I love the Ashes (even when Australia is playing so badly). I especially love the Ashes when they're in England, because then I can lie in bed with the radio murmuring in my ear all night and listen to the sonorous (never excitable) BBC coverage, drifting in and out of sleep and rolling over occasionally to catch the score. Michael and I first bonded over cricket, so even though it doesn't sound like it, it's actually quite romantic for us to lie there listening to Test Match Special together in the darkness.

Like everyone else in Australia, I fell in love with Ashton Agar during his marvellous innings in the First Test. He's young and dashing and good-looking, and he played with such grace and joy. You could see it on his face that he was just loving every minute at the crease, so grateful and happy to be there that it didn't matter that he was making run after run, living out every child cricketer's dream and saving the match. He came in at no. 11! He nearly made a hundred!

And then came the Second Test, and we were hopeless again.

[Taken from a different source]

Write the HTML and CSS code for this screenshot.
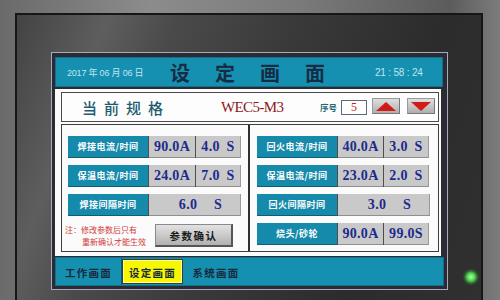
FILE: index.html
```html
<!DOCTYPE html>
<html lang="zh">
<head>
<meta charset="utf-8">
<title>设定画面</title>
<link rel="stylesheet" href="styles.css">
</head>
<body>
<div class="device">
  <div class="bezel">
    <div class="screen">
      <div class="titlebar">
        <span class="date">2017 年 06 月 06 日</span>
        <span class="title">设定画面</span>
        <span class="time">21 : 58 : 24</span>
      </div>
      <div class="panel">
        <div class="spec">
          <span class="spec-label">当前规格</span>
          <span class="spec-model">WEC5-M3</span>
          <span class="seq-label">序号</span>
          <span class="seq-input">5</span>
          <span class="arrow-btn up"><svg width="20" height="9" viewBox="0 0 20 9"><polygon points="10,0 20,9 0,9" fill="#d11a1a"/></svg></span>
          <span class="arrow-btn down"><svg width="20" height="9" viewBox="0 0 20 9"><polygon points="0,0 20,0 10,9" fill="#d11a1a"/></svg></span>
        </div>
        <div class="params">
          <div class="col col-left">
            <div class="row">
              <div class="label">焊接电流/时间</div>
              <div class="cell w46">90.0A</div>
              <div class="cell w45 last">4.0 S</div>
            </div>
            <div class="row">
              <div class="label">保温电流/时间</div>
              <div class="cell w46">24.0A</div>
              <div class="cell w45 last">7.0 S</div>
            </div>
            <div class="row">
              <div class="label">焊接间隔时间</div>
              <div class="cell wide last">6.0 S</div>
            </div>
            <div class="confirm-area">
              <div class="note"><span class="note-line">注：修改参数后只有</span><span class="note-line indent">重新确认才能生效</span></div>
              <div class="confirm-btn">参数确认</div>
            </div>
          </div>
          <div class="divider"></div>
          <div class="col col-right">
            <div class="row">
              <div class="label">回火电流/时间</div>
              <div class="cell w45">40.0A</div>
              <div class="cell w45 last">3.0 S</div>
            </div>
            <div class="row">
              <div class="label">保温电流/时间</div>
              <div class="cell w45">23.0A</div>
              <div class="cell w45 last">2.0 S</div>
            </div>
            <div class="row">
              <div class="label">回火间隔时间</div>
              <div class="cell wide last">3.0 S</div>
            </div>
            <div class="row">
              <div class="label">烧头/砂轮</div>
              <div class="cell w45">90.0A</div>
              <div class="cell w45 last tight">99.0S</div>
            </div>
          </div>
        </div>
      </div>
      <div class="navbar">
        <div class="nav-item first">工作画面</div>
        <div class="nav-item active">设定画面</div>
        <div class="nav-item">系统画面</div>
      </div>
    </div>
    <div class="led"></div>
  </div>
</div>
</body>
</html>
```

FILE: styles.css
```css
* { box-sizing: border-box; }

html, body {
  margin: 0;
  width: 500px;
  height: 300px;
  overflow: hidden;
}

body {
  background: linear-gradient(90deg, #6a6a6a 0%, #8c8c8c 30%, #7a7a7a 60%, #5c5c5c 90%, #7c7c7c 100%);
  font-family: "Noto Sans CJK SC", "Liberation Sans", sans-serif;
}

.device {
  padding: 13px 0 0 15px;
}

.bezel {
  position: relative;
  width: 468px;
  height: 300px;
  border: 2px solid #161616;
  background: linear-gradient(110deg, #434343 0%, #5e5e5e 16%, #4a4a4a 28%, #393939 50%, #2c2c2c 75%, #303030 100%);
  padding: 37px 0 0 34px;
}

.screen {
  width: 397px;
  height: 238px;
  background: #2b2b32;
  border: 1px solid #a8a8c2;
  padding: 4px 4px 3px 3px;
  display: flex;
  flex-direction: column;
}

/* ---------- title bar ---------- */
.titlebar {
  height: 30px;
  width: 388px;
  background: #1690b1;
  border: 1px solid #0f6f8c;
  display: flex;
  align-items: center;
  padding-left: 11px;
  color: #bfe6f1;
}

.date {
  width: 103px;
  font-family: "Liberation Sans", "Noto Sans CJK SC", sans-serif;
  font-size: 9px;
  letter-spacing: -0.2px;
}

.title {
  width: 205px;
  font-size: 20px;
  font-weight: 700;
  letter-spacing: 25px;
  color: #172c44;
  line-height: 1;
  padding-top: 1px;
}

.time {
  font-family: "Liberation Sans", sans-serif;
  font-size: 10px;
  letter-spacing: -0.2px;
}

/* ---------- white panel ---------- */
.panel {
  margin-top: 2px;
  width: 386px;
  height: 167px;
  background: #fbfbfb;
  padding: 3px 2px 4px 6px;
  display: flex;
  flex-direction: column;
  gap: 2px;
}

.spec {
  height: 30px;
  border: 1px solid #4a4a4a;
  display: flex;
  align-items: center;
  background: #fdfdfd;
}

.spec-label {
  margin-left: 20px;
  width: 88px;
  font-size: 15px;
  letter-spacing: 7px;
  color: #215b6e;
  font-weight: 500;
}

.spec-model {
  margin-left: 51px;
  width: 57px;
  font-family: "Liberation Serif", serif;
  font-size: 15px;
  letter-spacing: -0.6px;
  color: #8c1818;
  white-space: nowrap;
}

.seq-label {
  margin-left: 42px;
  font-size: 8.5px;
  color: #1f6a70;
  font-weight: 700;
}

.seq-input {
  margin-left: 4px;
  width: 26px;
  height: 15px;
  border: 1px solid #5a6a7a;
  background: #fff;
  color: #d11a1a;
  font-family: "Liberation Serif", serif;
  font-size: 12px;
  line-height: 13px;
  text-align: center;
}

.arrow-btn {
  width: 28px;
  height: 16px;
  margin-left: 5px;
  margin-bottom: 2px;
  background: linear-gradient(180deg, #dedede 0%, #c2c2c2 60%, #aeaeae 100%);
  border: 1px solid #9a9a9a;
  border-right-color: #777;
  border-bottom-color: #777;
  display: flex;
  align-items: center;
  justify-content: center;
}

.arrow-btn.down {
  margin-left: 7px;
}

.params {
  flex: 1;
  border: 1px solid #3e3e3e;
  display: flex;
  background: #fbfbfb;
}

.col {
  display: flex;
  flex-direction: column;
  gap: 7px;
  padding-top: 11px;
}

.col-left {
  width: 186px;
  padding-left: 6px;
}

.col-right {
  padding-left: 7px;
}

.divider {
  width: 2px;
  background: #2f2f2f;
}

.row {
  height: 22px;
  display: flex;
  background: #4d4d4d;
  align-self: flex-start;
}

.label {
  width: 80px;
  background: #168aab;
  color: #ffffff;
  font-size: 9px;
  font-weight: 700;
  letter-spacing: 0.5px;
  display: flex;
  align-items: center;
  justify-content: center;
  border-bottom: 1px solid #0d5d74;
}

.cell {
  margin-left: 1px;
  background: #c9c9c9;
  color: #1d2a8c;
  font-family: "Liberation Serif", serif;
  font-weight: 700;
  font-size: 14px;
  letter-spacing: 0.3px;
  display: flex;
  align-items: center;
  justify-content: center;
  white-space: pre;
  word-spacing: 3px;
  border-bottom: 1px solid #8f8f8f;
}

.cell.w46 { width: 46px; }
.cell.w45 { width: 45px; }
.cell.last { border-right: 1px solid #9a9a9a; }
.cell.tight { letter-spacing: 0.3px; }

.cell.wide {
  width: 92px;
  word-spacing: 13px;
  padding-left: 12px;
}

.confirm-area {
  display: flex;
  align-items: center;
  margin-left: -3px;
}

.note {
  width: 90px;
  display: flex;
  flex-direction: column;
  color: #d33a3a;
  font-size: 8px;
  line-height: 12px;
  padding-top: 1px;
}

.note-line {
  white-space: nowrap;
}

.note-line.indent {
  padding-left: 17px;
}

.confirm-btn {
  width: 78px;
  height: 23px;
  background: linear-gradient(180deg, #e2e2e2 0%, #c8c8c8 55%, #b0b0b0 100%);
  border: 1px solid #8a8a8a;
  border-right: 2px solid #555;
  border-bottom: 2px solid #555;
  display: flex;
  align-items: center;
  justify-content: center;
  font-size: 10.5px;
  font-weight: 700;
  color: #1a1a1a;
  letter-spacing: 1.5px;
}

/* ---------- nav bar ---------- */
.navbar {
  margin-top: 1px;
  height: 29px;
  width: 389px;
  background: #1690b1;
  border: 1px solid #0f6f8c;
  display: flex;
  align-items: stretch;
}

.nav-item {
  width: 66px;
  display: flex;
  align-items: center;
  justify-content: center;
  font-size: 10.5px;
  font-weight: 700;
  letter-spacing: 1.2px;
  color: #182a3e;
  padding-top: 1px;
}

.nav-item.first {
  border-right: 1px solid #0d5d74;
}

.nav-item.active {
  width: 61px;
  background: #f7f700;
  border: 1px solid #3a3a3a;
  margin: 1px 0;
  box-shadow: inset 0 0 0 1px #ffff99;
}

/* ---------- power led ---------- */
.led {
  position: absolute;
  left: 448px;
  top: 256px;
  width: 12px;
  height: 12px;
  border-radius: 50%;
  background: radial-gradient(circle, #b9ffb0 0%, #4fd04f 45%, #2a8a2a 70%, #555 75%, #6a6a6a 100%);
  box-shadow: 0 0 3px #4fd04f;
}
```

I'm not saying it's entirely because of Agar that I picked up Netherland, which has been patiently sitting beside my bed for quite a while. And I'm not even halfway through. But so far, I'm relishing this brooding story of a cricketing Dutchman (yes, they do play cricket in the Netherlands), living in New York in the months after 9/11, who discovers the shadowy but thriving community of cricket players in the land of baseball. Invisible to most of the population, these cricketers are West Indian and Indian and Pakistani, and on tiny, unsuitable grounds all around the city, they passionately pursue their sport, inhabiting an underground, parallel world. Apparently this novel is 'in conversation' with The Great Gatsby; another exploration of American myth through an unexpected lens.

I remember being surprised when Jo and Laurie played cricket in Little Women. It's weird and wonderful to think that the spirit of cricket is still alive in America. Even if, at the moment, it's struggling in Australia.